One of Mountain Dew’s appeals is the fluorescent color; a walk to a corner store reveals a spectrum of hues displayed in clear plastic bottles and aluminum cans. Landenberger’s process emphasizes the formal qualities of this corner store experience, removing the frivolous marketing and reducing the drink to pure color. The works render the soda through cameraless exposures in a darkroom, placing large format color film in a tray of Mountain Dew and then setting off a brief exposure of light while submerged. The resulting images are effervescent color fields, printed fifty inches tall to reveal subtle variations in value and carbonation.

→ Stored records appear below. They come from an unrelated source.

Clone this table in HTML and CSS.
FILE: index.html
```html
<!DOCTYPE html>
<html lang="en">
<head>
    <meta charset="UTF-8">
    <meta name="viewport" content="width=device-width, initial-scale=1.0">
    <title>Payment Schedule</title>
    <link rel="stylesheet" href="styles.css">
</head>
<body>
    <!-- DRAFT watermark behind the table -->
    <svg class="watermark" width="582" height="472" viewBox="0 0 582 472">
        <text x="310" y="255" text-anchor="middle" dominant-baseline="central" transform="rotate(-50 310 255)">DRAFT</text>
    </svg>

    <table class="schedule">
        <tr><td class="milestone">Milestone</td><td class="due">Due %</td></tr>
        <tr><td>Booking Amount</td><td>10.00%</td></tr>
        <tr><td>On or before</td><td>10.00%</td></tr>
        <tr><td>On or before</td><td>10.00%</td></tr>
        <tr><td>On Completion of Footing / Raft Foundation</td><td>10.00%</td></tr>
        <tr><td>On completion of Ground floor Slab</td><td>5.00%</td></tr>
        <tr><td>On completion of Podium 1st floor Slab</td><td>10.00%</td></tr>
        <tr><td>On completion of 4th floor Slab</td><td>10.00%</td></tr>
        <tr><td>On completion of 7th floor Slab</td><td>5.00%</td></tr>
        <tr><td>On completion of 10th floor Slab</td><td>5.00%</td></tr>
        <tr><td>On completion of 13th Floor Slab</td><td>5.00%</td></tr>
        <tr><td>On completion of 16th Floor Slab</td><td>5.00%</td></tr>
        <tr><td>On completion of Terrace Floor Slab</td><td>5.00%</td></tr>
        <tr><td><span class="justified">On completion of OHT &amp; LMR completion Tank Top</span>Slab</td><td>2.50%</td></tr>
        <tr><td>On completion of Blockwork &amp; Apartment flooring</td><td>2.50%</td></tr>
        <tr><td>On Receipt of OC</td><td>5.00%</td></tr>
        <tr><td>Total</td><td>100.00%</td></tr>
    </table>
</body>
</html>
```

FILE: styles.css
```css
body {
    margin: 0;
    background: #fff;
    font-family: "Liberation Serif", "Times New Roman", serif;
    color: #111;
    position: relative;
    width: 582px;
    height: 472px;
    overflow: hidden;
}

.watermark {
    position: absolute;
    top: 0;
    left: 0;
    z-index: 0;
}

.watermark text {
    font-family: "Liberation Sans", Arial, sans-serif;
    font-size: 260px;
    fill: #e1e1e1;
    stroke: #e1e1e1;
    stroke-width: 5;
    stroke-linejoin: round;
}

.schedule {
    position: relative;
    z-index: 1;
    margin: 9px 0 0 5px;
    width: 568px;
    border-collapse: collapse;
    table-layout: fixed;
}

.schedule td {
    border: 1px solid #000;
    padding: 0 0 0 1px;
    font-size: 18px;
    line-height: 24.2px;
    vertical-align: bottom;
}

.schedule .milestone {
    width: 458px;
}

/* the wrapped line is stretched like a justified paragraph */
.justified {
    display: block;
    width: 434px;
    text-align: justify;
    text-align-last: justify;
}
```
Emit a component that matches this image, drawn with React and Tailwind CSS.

The experience is not unlike minimalist post-war painting, capturing similar vibrating frequencies as Ellsworth Kelly or Mark Rothko. What is interesting in this comparison is the difference in materials, specifically the pigments of painting and photography. Painter Amy Sillman describes the painting studio as a “haphazard chemistry lab,” the extractions of variably noxious color, dye, and substance pushed around in studios from the beginning of time to the present.[1] Landenberger identifies a paradox when applying this observation to photography: though his means of capture are still toxic C-41 film processes, the color captured on film is an index of how it appears to the eye. His colors decidedly come from Mountain Dew, a product whose primary purpose is consumption. To drink a liter of deep blue Mountain Dew Voltage Raspberry is a very different experience from drinking a liter of cobalt blue paint.


Stepping back, the emphasis on color and the serial arrangement resemble a makeshift Gay Pride flag, the first iteration of which is attributed to artist Gilbert Baker. Baker assigned each color a specific meaning, meanings which still linger as the flag becomes a larger palimpsest for contemporary LGBTQ+ discourse. In the original design, pink represented sex; Landenberger’s pink represents Mountain Dew Major Melon. I like the contradiction presented by Landenberger in reclaiming the soda through a queer sensibility, and that this involves removing it from its fraternal feedback loop and presenting it as an isolated substance.
Pink was soon removed from the original Pride Flag due to a shortage of manufactured pink fabric, with indigo and turquoise later combined into a singular blue stripe. The individual meanings of colors fluctuated before eventually becoming moot, adapting to the material constraints of fabric availability. The relationship between consumption and expression is the ultimate paradox of the show, informing each other in an irregular oscillation. Seemingly fundamental and hormonal qualities, like sexual attraction or gender expression, often manifest as objects and purchases before ultimately being assigned deeper meaning through lived experience. One may call this repeated process of assignment, art.

[1] Sillman, Amy, “On Color” in the book Amy Sillman Faux Pas: Selected Writings and Drawings (expanded edition) ed. Charlotte Houette, François Lancien-Guilberteau, & Benjamin Thorel (After 8 Books, Paris), p. 60.
5 Mountain Dews is on view at THE END Project Space in Atlanta, Georgia through December 6, 2025.